Features

Charges in dog-attack case defined

The Associated Press
Friday March 22, 2002

Marjorie Knoller and Robert Noel are scheduled to be sentenced May 10 in San Francisco for their convictions in the January 2001 death of Diane Whipple. After the verdicts, the state Supreme Court, acting through the state Bar of California, suspended Knoller and Noel from practicing law. 

Following are definitions of the charges for which they were convicted and the possible sentences. 

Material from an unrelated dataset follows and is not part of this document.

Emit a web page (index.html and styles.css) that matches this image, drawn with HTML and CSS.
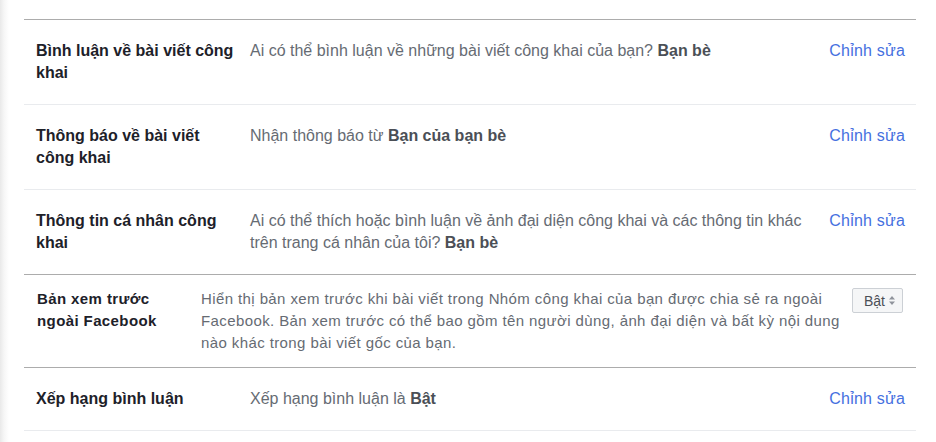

Marjorie Knoller: — Second-degree murder: defined as the malicious but non-deliberate and non-premeditated killing of a human being without certain aggravating factors, such as robbery, arson, rape or the use of explosives, poison, armor-piercing bullets or torture. Malice is implied when no considerable provocation appears, or when the circumstances attending the killing show an abandoned and malignant heart. Punishable by 15 years to life in prison. — Involuntary manslaughter: defined as the non-malicious killing of a human being in the commission of an unlawful act not amounting to a felony or a lawful act that might produce death, in an unlawful manner, or without due caution and circumspection. Punishable by two, three or four years in prison. — Keeping a mischievous animal that kills a person: defined as a person allowing a mischievous animal, knowing its propensities, to go at large or keeping it without ordinary care; with the animal killing a person who has taken all precautions a reasonable person would ordinarily take in such a situation. Punishable by two, three or four years in prison. 

Robert Noel: — Involuntary manslaughter. — Keeping a mischievous animal that kills a person.